The announcement by Google earlier this week of its proposed $12.5 billion merger with smartphone and tablet maker Motorola Mobility is not supposed to impact other makers of smartphones that use Google's Android operating system. But the CEO of Nokia said today that if he were an phone maker with Android-based devices he would be calling up Google and warning them of danger due to this deal.
Bloomberg reports that Nokia CEO Stephen Elop, speaking at a business forum in Helsinki, told the audience, "If I happened to be someone, an Android manufacturer or an operator, anyone with a stake in that environment, I would be picking up my phone and calling certain executives at Google and saying ‘I see signs of danger.'" Google has already stated that it plans to run Motorola as a separate company if the deal goes through and that Motorola will have to get a Android license like every other smartphone maker.

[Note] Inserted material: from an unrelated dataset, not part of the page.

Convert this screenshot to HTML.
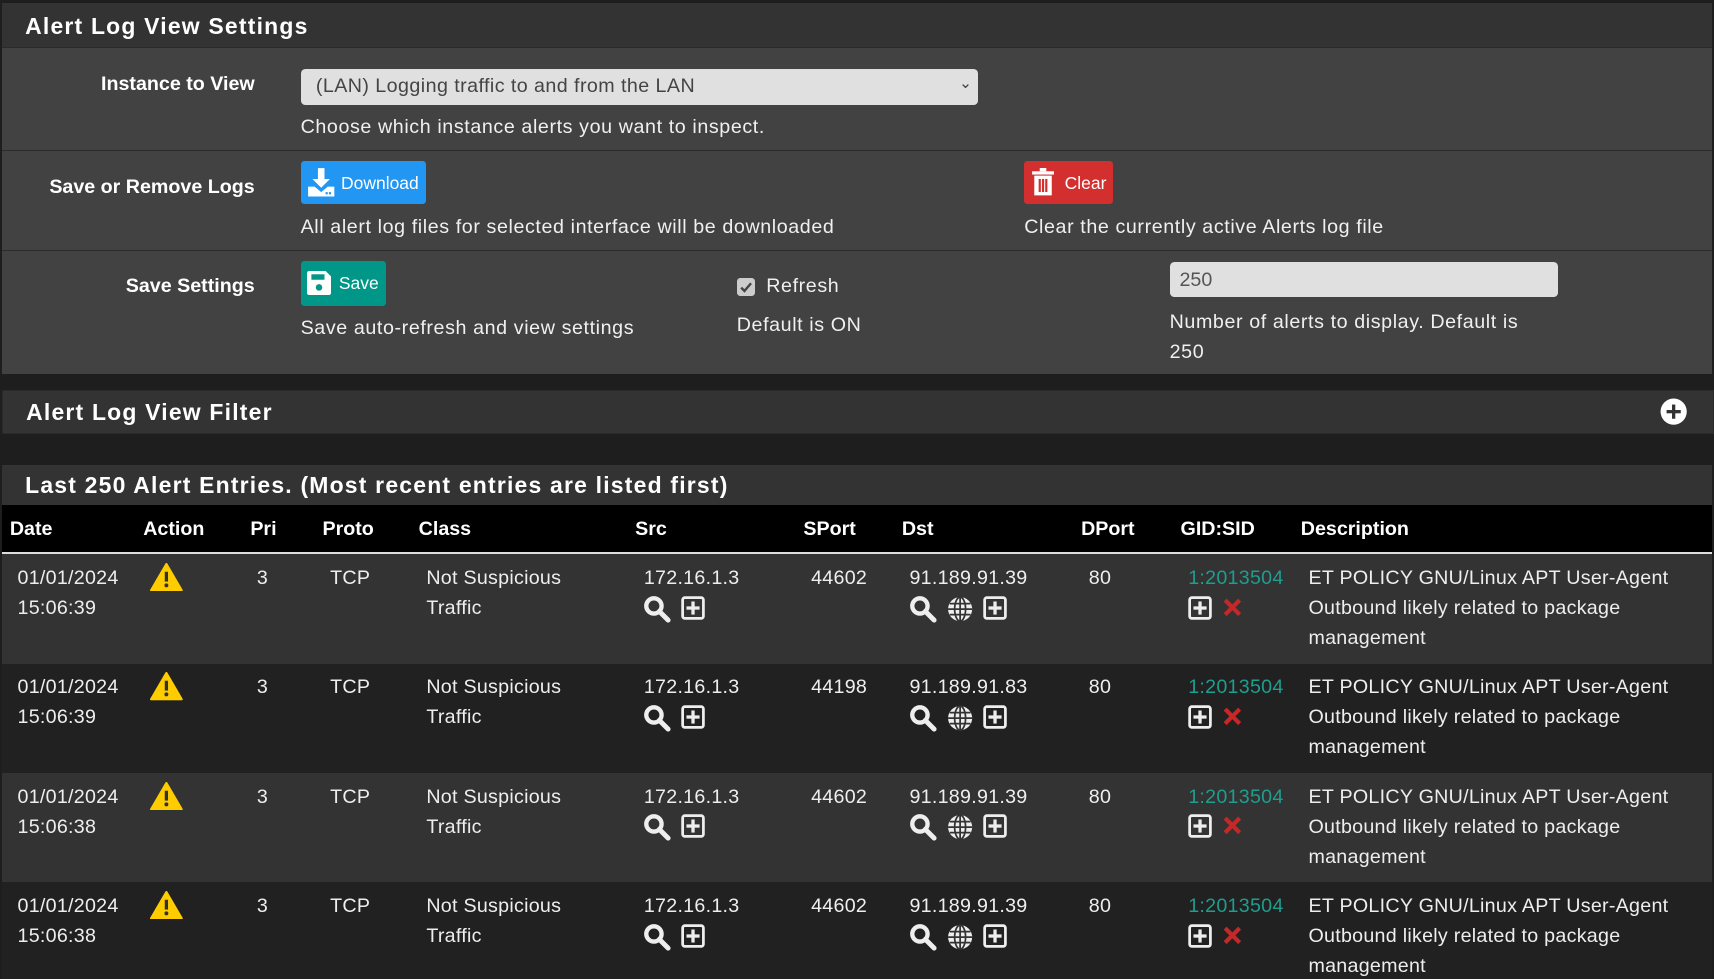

Nokia, of course, has decided to go all in with another rival operating system, Microsoft's Windows Phone 7. Nokia announced its decision to make Windows Phone 7 based devices earlier this year and plans to release the first smartphones later this fall. Many industry insiders have been critical of Nokia's move to use a operating system that only has a fraction of Android's audience. However Elop said today, "In February when we announced the new strategy going forward, we made a decision to enter into a partnership that ensures the promise of what we described here today as well as many other things that we still have not shared and are still in our future."